Auch Frankreich gibt sich schon positiv. Der wichtige Handelspartner Deutschlands habe ebenfalls ein Wachstum von 0,3 % verzeichnen können, erklärte die französische Wirtschaftsministerin Christine Lagarde. Die französische Wirtschaft sei nach den vorläufigen Quartalszahlen zum ersten Mal seit einem Jahr wieder leicht gewachsen. Vor allem die positive Entwicklung im Bereich des Außenhandels habe dazu beigetragen, denn die Exporte seien um ein Prozent gestiegen, nachdem sie im vorangegangen Quartal noch um 7,1 % gefallen seien. Vermutlich hat sich hier aber auch deutlich die Mehrwertsteuersenkung in einigen Bereichen stimulierend ausgewirkt.
Verhaltener Optimismus
Nach vorläufigen Daten ist im gesamten Euroraum die Wirtschaft im Vergleich zum Vorquartal erneut, allerdings nur noch leicht, um 0,1 % weiter geschrumpft. Litauen verzeichnete sogar ein Minus von 12,3 %, während die Wirtschaft in der Slowakei um 2,2 % gewachsen ist.
Trotz dem Minus stimmt auch die Europäische Zentralbank (EZB) in den Jubelchor ein. Das EZB-Direktoriumsmitglied Jürgen Stark will deutliche Zeichen für eine Stabilisierung der konjunkturellen Entwicklung in der Eurozone sehen. In einem Interview mit der Börsen-Zeitung sagte er, die Tendenzen "fußen nicht mehr nur auf Umfragen, sondern werden zunehmend auch von realwirtschaftlichen Daten bestätigt".
Stark meint aber, den "verhaltenen Optimismus in Perspektive" rücken zu müssen. "Was wir derzeit sehen, basiert im Wesentlichen auf den Stimulierungsmaßnahmen der Regierungen und dem Wiederauffüllen der Lager." Solange dies so sei, "können wir nicht mit einer nachhaltigen Rückkehr auf einen höheren Wachstumspfad rechnen". Er sieht kaum Deflationsgefahren, warnt aber vor einer möglichen starken Inflation.
Wenn aber die EZB reale positive Daten und eine Inflationsgefahr ausmacht, fragt man sich, warum sie gerade in dieser Woche beim Zinstreffen den Leitzins stabil bei mageren 0,5 % gelassen hat?

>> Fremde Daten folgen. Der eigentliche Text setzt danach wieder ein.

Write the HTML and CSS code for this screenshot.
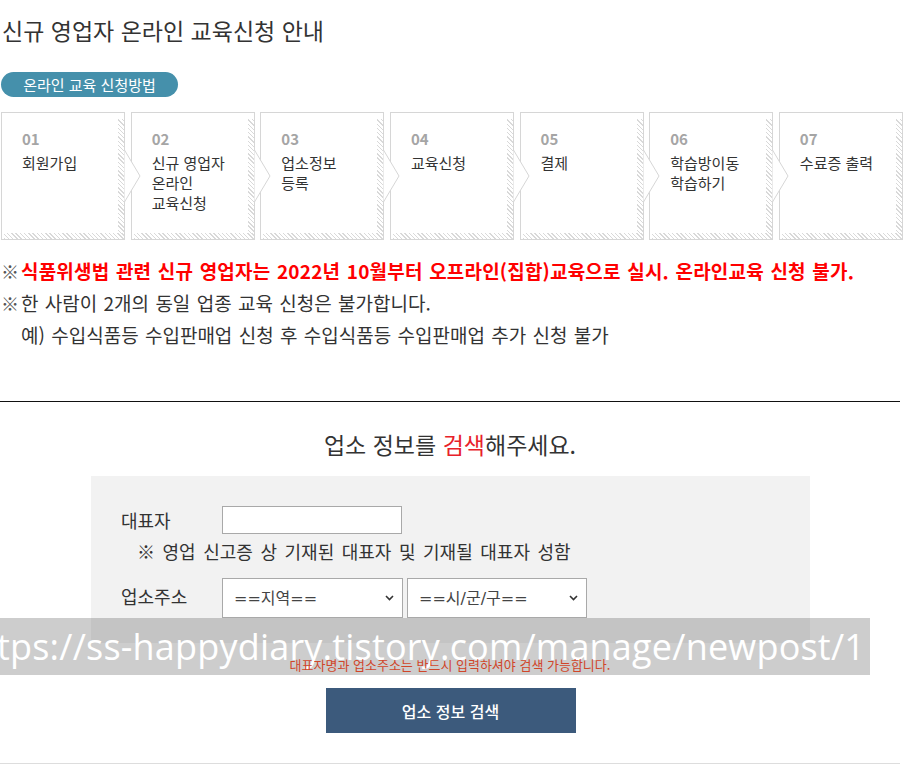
FILE: index.html
```html
<!DOCTYPE html>
<html lang="ko">
<head>
<meta charset="utf-8">
<title>신규 영업자 온라인 교육신청 안내</title>
<link rel="stylesheet" href="styles.css">
</head>
<body>
<div class="page">
  <h1 class="title">신규 영업자 온라인 교육신청 안내</h1>
  <div class="badge">온라인 교육 신청방법</div>

  <ol class="steps">
    <li class="step"><span class="num">01</span><span class="label">회원가입</span><svg class="arrow" width="17" height="52" viewBox="0 0 17 52"><path d="M0.5 0 L16 26 L0.5 52" fill="#fff" stroke="#d6d6d6"/></svg></li>
    <li class="step"><span class="num">02</span><span class="label">신규 영업자<br>온라인<br>교육신청</span><svg class="arrow" width="17" height="52" viewBox="0 0 17 52"><path d="M0.5 0 L16 26 L0.5 52" fill="#fff" stroke="#d6d6d6"/></svg></li>
    <li class="step"><span class="num">03</span><span class="label">업소정보<br>등록</span><svg class="arrow" width="17" height="52" viewBox="0 0 17 52"><path d="M0.5 0 L16 26 L0.5 52" fill="#fff" stroke="#d6d6d6"/></svg></li>
    <li class="step"><span class="num">04</span><span class="label">교육신청</span><svg class="arrow" width="17" height="52" viewBox="0 0 17 52"><path d="M0.5 0 L16 26 L0.5 52" fill="#fff" stroke="#d6d6d6"/></svg></li>
    <li class="step"><span class="num">05</span><span class="label">결제</span><svg class="arrow" width="17" height="52" viewBox="0 0 17 52"><path d="M0.5 0 L16 26 L0.5 52" fill="#fff" stroke="#d6d6d6"/></svg></li>
    <li class="step"><span class="num">06</span><span class="label">학습방이동<br>학습하기</span><svg class="arrow" width="17" height="52" viewBox="0 0 17 52"><path d="M0.5 0 L16 26 L0.5 52" fill="#fff" stroke="#d6d6d6"/></svg></li>
    <li class="step"><span class="num">07</span><span class="label">수료증 출력</span></li>
  </ol>

  <div class="notes">
    <p class="note warn"><span class="mark">※</span><strong>식품위생법 관련 신규 영업자는 2022년 10월부터 오프라인(집합)교육으로 실시. 온라인교육 신청 불가.</strong></p>
    <p class="note"><span class="mark">※</span>한 사람이 2개의 동일 업종 교육 신청은 불가합니다.</p>
    <p class="note indent">예) 수입식품등 수입판매업 신청 후 수입식품등 수입판매업 추가 신청 불가</p>
  </div>

  <section class="search">
    <h2 class="search-title">업소 정보를 <em>검색</em>해주세요.</h2>
    <div class="form-box">
      <div class="row">
        <label class="field-label" for="ceo">대표자</label>
        <input class="text-input" id="ceo" type="text">
      </div>
      <p class="hint">※ 영업 신고증 상 기재된 대표자 및 기재될 대표자 성함</p>
      <div class="row addr">
        <label class="field-label">업소주소</label>
        <span class="select-wrap wide">
          <select class="select"><option>==지역==</option></select>
          <svg class="caret" width="9" height="6" viewBox="0 0 9 6"><path d="M1 1 L4.5 4.5 L8 1" fill="none" stroke="#333" stroke-width="1.6"/></svg>
        </span>
        <span class="select-wrap">
          <select class="select"><option>==시/군/구==</option></select>
          <svg class="caret" width="9" height="6" viewBox="0 0 9 6"><path d="M1 1 L4.5 4.5 L8 1" fill="none" stroke="#333" stroke-width="1.6"/></svg>
        </span>
      </div>
    </div>
    <p class="required">대표자명과 업소주소는 반드시 입력하셔야 검색 가능합니다.</p>
    <div class="btn-row"><button class="search-btn" type="button">업소 정보 검색</button></div>
  </section>
</div>
<div class="url-overlay">tps://ss-happydiary.tistory.com/manage/newpost/1</div>
</body>
</html>
```

FILE: styles.css
```css
* { box-sizing: border-box; }
html, body { margin: 0; padding: 0; background: #fff; }
body {
  font-family: "Noto Sans CJK KR", "Noto Sans", sans-serif;
  color: #333;
  position: relative;
  width: 906px;
  min-height: 764px;
  overflow: hidden;
}
.page { width: 903px; padding-left: 1px; }

.title {
  margin: 14px 0 26px 1px;
  font-size: 23px;
  line-height: 32px;
  font-weight: 400;
  color: #333;
}
.badge {
  width: 177px;
  height: 25px;
  line-height: 25px;
  border-radius: 13px;
  background: #4590ab;
  color: #fff;
  font-size: 15px;
  text-align: center;
  margin-bottom: 15px;
}

.steps {
  list-style: none;
  margin: 0;
  padding: 0;
  display: grid;
  grid-template-columns: repeat(7, 1fr);
  column-gap: 5.5px;
}
.step {
  position: relative;
  height: 128px;
  border: 1px solid #d6d6d6;
  padding: 16px 0 0 20px;
  display: flex;
  flex-direction: column;
  background:
    repeating-linear-gradient(45deg, #d9d9d9 0 1px, transparent 1px 3px) right 0 top 6px / 6px calc(100% - 6px) no-repeat,
    repeating-linear-gradient(45deg, #d9d9d9 0 1px, transparent 1px 3px) left 2px bottom 0 / calc(100% - 2px) 6px no-repeat,
    #fff;
}
.num {
  font-size: 15px;
  line-height: 20px;
  font-weight: 700;
  color: #a5a5a5;
}
.label {
  margin-top: 4px;
  font-size: 15px;
  line-height: 20px;
  color: #333;
}
.arrow {
  position: absolute;
  left: 100%;
  top: 37px;
  z-index: 1;
}

.notes { margin-top: 15px; }
.note {
  margin: 0;
  font-size: 19px;
  line-height: 32px;
  color: #333;
  white-space: nowrap;
  word-spacing: 1px;
}
.mark {
  display: inline-block;
  width: 20px;
  font-size: 18px;
  color: #555;
  font-weight: 400;
}
.warn strong { color: #f00; font-weight: 700; letter-spacing: 0.2px; }
.indent { padding-left: 20px; }

.search {
  margin-top: 50px;
  border-top: 1px solid #111;
  border-bottom: 1px solid #ddd;
  width: 900px;
  margin-left: -1px;
  padding-bottom: 30px;
}
.search-title {
  margin: 26px 0 16px;
  text-align: center;
  font-size: 23px;
  line-height: 32px;
  font-weight: 400;
  color: #333;
}
.search-title em { font-style: normal; color: #e8212a; }

.form-box {
  margin-left: 91px;
  width: 719px;
  background: #f2f2f2;
  padding: 30px 0 25px 30px;
}
.row { display: flex; align-items: center; }
.field-label {
  width: 101px;
  font-size: 18px;
  line-height: 24px;
  color: #333;
}
.text-input {
  width: 180px;
  height: 28px;
  border: 1px solid #a9a9a9;
  background: #fff;
  margin: 0;
  padding: 0 4px;
}
.hint {
  margin: 5px 0 0 16px;
  font-size: 18px;
  line-height: 24px;
  word-spacing: 2.5px;
  color: #333;
}
.addr { margin-top: 15px; gap: 4px; align-items: flex-start; }
.addr .field-label { margin-top: 6px; margin-right: -4px; }
.select-wrap { position: relative; display: block; width: 180px; height: 40px; }
.select-wrap.wide { width: 181px; }
.select {
  appearance: none;
  -webkit-appearance: none;
  width: 100%;
  height: 40px;
  border: 1px solid #a9a9a9;
  border-radius: 0;
  background: #fff;
  padding: 0 0 0 11px;
  font-family: "DejaVu Sans", "Noto Sans CJK KR", sans-serif;
  font-size: 16px;
  color: #444;
  margin: 0;
}
.caret { position: absolute; right: 9px; top: 17px; pointer-events: none; }

.required {
  position: relative;
  z-index: 3;
  margin: 14px 0 0;
  text-align: center;
  font-size: 13px;
  line-height: 16px;
  color: #d0462a;
}
.btn-row { display: flex; justify-content: center; margin-top: 15px; }
.search-btn {
  width: 250px;
  height: 45px;
  border: 0;
  background: #3c5a7c;
  color: #fff;
  font-family: "Noto Sans CJK KR", sans-serif;
  font-size: 16px;
  font-weight: 500;
  margin-left: 1px;
}

.url-overlay {
  position: absolute;
  left: 0;
  top: 618px;
  width: 870px;
  height: 57px;
  background: rgba(90, 90, 90, 0.3);
  color: #fff;
  font-family: "Open Sans", "DejaVu Sans", sans-serif;
  font-size: 36px;
  letter-spacing: 0.2px;
  line-height: 57px;
  white-space: nowrap;
  overflow: hidden;
  text-indent: -3px;
  z-index: 2;
}
```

Bei einer angeblich anziehenden Wirtschaft und Inflationsgefahren müsste sie mit dem Gegensteuern beginnen. Erklären lässt sich das nur damit, dass man in Frankfurt an den eigenen Äußerungen zweifelt. Mit dem Dopen der weiterhin wackeligen Banken wird fortgefahren, damit das Bankensterben, das in den USA gerade so richtig in Fahrt kommt, nicht auch hier wieder die "Alles wird gut"-Propaganda konterkariert.